>> BEGIN

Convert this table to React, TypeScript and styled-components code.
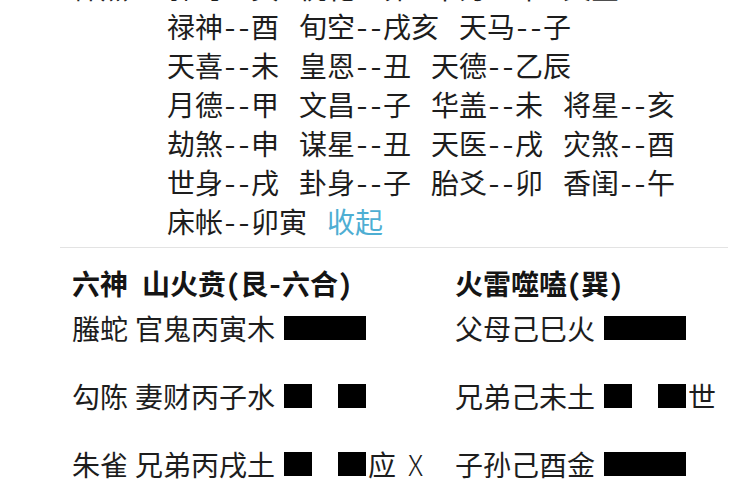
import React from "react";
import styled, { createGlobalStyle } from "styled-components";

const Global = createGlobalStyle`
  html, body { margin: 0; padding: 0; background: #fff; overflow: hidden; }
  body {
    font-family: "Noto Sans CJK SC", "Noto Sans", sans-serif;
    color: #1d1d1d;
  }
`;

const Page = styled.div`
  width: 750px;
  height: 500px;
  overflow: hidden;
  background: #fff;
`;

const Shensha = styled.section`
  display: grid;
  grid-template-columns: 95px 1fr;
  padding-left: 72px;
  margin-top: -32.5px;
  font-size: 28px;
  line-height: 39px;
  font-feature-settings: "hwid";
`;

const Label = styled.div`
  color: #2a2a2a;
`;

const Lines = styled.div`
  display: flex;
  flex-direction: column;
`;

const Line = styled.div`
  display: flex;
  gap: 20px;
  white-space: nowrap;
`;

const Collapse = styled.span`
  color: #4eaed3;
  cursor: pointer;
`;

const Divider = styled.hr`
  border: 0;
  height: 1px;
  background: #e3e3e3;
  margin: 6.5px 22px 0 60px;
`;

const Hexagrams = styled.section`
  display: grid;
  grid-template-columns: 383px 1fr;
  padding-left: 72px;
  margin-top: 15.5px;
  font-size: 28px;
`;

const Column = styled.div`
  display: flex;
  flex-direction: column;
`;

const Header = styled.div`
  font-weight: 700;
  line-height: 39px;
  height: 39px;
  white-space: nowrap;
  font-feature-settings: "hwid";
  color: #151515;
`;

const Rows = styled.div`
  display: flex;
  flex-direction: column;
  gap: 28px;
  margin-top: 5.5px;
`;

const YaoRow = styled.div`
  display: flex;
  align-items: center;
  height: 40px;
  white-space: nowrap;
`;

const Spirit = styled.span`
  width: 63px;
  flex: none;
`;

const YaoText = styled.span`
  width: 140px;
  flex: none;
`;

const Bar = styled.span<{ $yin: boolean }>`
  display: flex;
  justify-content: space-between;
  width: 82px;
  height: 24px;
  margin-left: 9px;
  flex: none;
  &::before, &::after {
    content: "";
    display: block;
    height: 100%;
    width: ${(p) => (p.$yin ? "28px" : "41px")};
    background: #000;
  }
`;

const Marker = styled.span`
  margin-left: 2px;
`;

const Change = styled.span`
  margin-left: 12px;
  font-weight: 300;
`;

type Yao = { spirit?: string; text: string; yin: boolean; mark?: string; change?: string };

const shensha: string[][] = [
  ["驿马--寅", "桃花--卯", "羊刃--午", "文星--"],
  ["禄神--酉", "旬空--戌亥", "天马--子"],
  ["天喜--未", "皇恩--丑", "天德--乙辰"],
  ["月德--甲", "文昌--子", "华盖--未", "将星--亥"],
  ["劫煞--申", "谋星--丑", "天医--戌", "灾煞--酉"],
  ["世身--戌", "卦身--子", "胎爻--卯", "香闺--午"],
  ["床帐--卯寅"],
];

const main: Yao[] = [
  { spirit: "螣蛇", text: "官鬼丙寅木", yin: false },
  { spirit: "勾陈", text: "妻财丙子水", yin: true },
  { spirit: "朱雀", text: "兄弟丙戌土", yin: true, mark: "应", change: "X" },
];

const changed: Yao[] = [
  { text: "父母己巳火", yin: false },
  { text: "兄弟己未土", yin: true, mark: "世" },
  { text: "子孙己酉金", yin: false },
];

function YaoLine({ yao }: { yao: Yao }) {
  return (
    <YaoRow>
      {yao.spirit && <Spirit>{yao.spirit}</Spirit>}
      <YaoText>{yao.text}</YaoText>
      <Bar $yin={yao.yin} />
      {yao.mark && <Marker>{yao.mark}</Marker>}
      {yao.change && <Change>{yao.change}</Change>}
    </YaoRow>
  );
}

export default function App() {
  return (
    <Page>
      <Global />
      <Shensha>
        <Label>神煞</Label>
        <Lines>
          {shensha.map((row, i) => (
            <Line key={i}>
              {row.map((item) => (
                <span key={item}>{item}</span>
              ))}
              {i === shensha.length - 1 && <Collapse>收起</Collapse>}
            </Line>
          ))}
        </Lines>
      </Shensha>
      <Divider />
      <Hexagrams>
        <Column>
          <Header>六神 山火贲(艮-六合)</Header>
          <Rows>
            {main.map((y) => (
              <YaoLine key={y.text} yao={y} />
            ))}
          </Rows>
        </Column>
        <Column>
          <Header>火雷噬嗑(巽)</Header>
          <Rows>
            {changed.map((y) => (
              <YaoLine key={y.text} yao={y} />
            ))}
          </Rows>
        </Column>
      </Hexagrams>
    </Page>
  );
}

>> END

**WHAT THE TASK REQUIRES**
Output the material word for word, omitting its pictures.

**CORRECT OUTPUT**
Convert this table to React, TypeScript and styled-components code.
import React from "react";
import styled, { createGlobalStyle } from "styled-components";

const Global = createGlobalStyle`
  html, body { margin: 0; padding: 0; background: #fff; overflow: hidden; }
  body {
    font-family: "Noto Sans CJK SC", "Noto Sans", sans-serif;
    color: #1d1d1d;
  }
`;

const Page = styled.div`
  width: 750px;
  height: 500px;
  overflow: hidden;
  background: #fff;
`;

const Shensha = styled.section`
  display: grid;
  grid-template-columns: 95px 1fr;
  padding-left: 72px;
  margin-top: -32.5px;
  font-size: 28px;
  line-height: 39px;
  font-feature-settings: "hwid";
`;

const Label = styled.div`
  color: #2a2a2a;
`;

const Lines = styled.div`
  display: flex;
  flex-direction: column;
`;

const Line = styled.div`
  display: flex;
  gap: 20px;
  white-space: nowrap;
`;

const Collapse = styled.span`
  color: #4eaed3;
  cursor: pointer;
`;

const Divider = styled.hr`
  border: 0;
  height: 1px;
  background: #e3e3e3;
  margin: 6.5px 22px 0 60px;
`;

const Hexagrams = styled.section`
  display: grid;
  grid-template-columns: 383px 1fr;
  padding-left: 72px;
  margin-top: 15.5px;
  font-size: 28px;
`;

const Column = styled.div`
  display: flex;
  flex-direction: column;
`;

const Header = styled.div`
  font-weight: 700;
  line-height: 39px;
  height: 39px;
  white-space: nowrap;
  font-feature-settings: "hwid";
  color: #151515;
`;

const Rows = styled.div`
  display: flex;
  flex-direction: column;
  gap: 28px;
  margin-top: 5.5px;
`;

const YaoRow = styled.div`
  display: flex;
  align-items: center;
  height: 40px;
  white-space: nowrap;
`;

const Spirit = styled.span`
  width: 63px;
  flex: none;
`;

const YaoText = styled.span`
  width: 140px;
  flex: none;
`;

const Bar = styled.span<{ $yin: boolean }>`
  display: flex;
  justify-content: space-between;
  width: 82px;
  height: 24px;
  margin-left: 9px;
  flex: none;
  &::before, &::after {
    content: "";
    display: block;
    height: 100%;
    width: ${(p) => (p.$yin ? "28px" : "41px")};
    background: #000;
  }
`;

const Marker = styled.span`
  margin-left: 2px;
`;

const Change = styled.span`
  margin-left: 12px;
  font-weight: 300;
`;

type Yao = { spirit?: string; text: string; yin: boolean; mark?: string; change?: string };

const shensha: string[][] = [
  ["驿马--寅", "桃花--卯", "羊刃--午", "文星--"],
  ["禄神--酉", "旬空--戌亥", "天马--子"],
  ["天喜--未", "皇恩--丑", "天德--乙辰"],
  ["月德--甲", "文昌--子", "华盖--未", "将星--亥"],
  ["劫煞--申", "谋星--丑", "天医--戌", "灾煞--酉"],
  ["世身--戌", "卦身--子", "胎爻--卯", "香闺--午"],
  ["床帐--卯寅"],
];

const main: Yao[] = [
  { spirit: "螣蛇", text: "官鬼丙寅木", yin: false },
  { spirit: "勾陈", text: "妻财丙子水", yin: true },
  { spirit: "朱雀", text: "兄弟丙戌土", yin: true, mark: "应", change: "X" },
];

const changed: Yao[] = [
  { text: "父母己巳火", yin: false },
  { text: "兄弟己未土", yin: true, mark: "世" },
  { text: "子孙己酉金", yin: false },
];

function YaoLine({ yao }: { yao: Yao }) {
  return (
    <YaoRow>
      {yao.spirit && <Spirit>{yao.spirit}</Spirit>}
      <YaoText>{yao.text}</YaoText>
      <Bar $yin={yao.yin} />
      {yao.mark && <Marker>{yao.mark}</Marker>}
      {yao.change && <Change>{yao.change}</Change>}
    </YaoRow>
  );
}

export default function App() {
  return (
    <Page>
      <Global />
      <Shensha>
        <Label>神煞</Label>
        <Lines>
          {shensha.map((row, i) => (
            <Line key={i}>
              {row.map((item) => (
                <span key={item}>{item}</span>
              ))}
              {i === shensha.length - 1 && <Collapse>收起</Collapse>}
            </Line>
          ))}
        </Lines>
      </Shensha>
      <Divider />
      <Hexagrams>
        <Column>
          <Header>六神 山火贲(艮-六合)</Header>
          <Rows>
            {main.map((y) => (
              <YaoLine key={y.text} yao={y} />
            ))}
          </Rows>
        </Column>
        <Column>
          <Header>火雷噬嗑(巽)</Header>
          <Rows>
            {changed.map((y) => (
              <YaoLine key={y.text} yao={y} />
            ))}
          </Rows>
        </Column>
      </Hexagrams>
    </Page>
  );
}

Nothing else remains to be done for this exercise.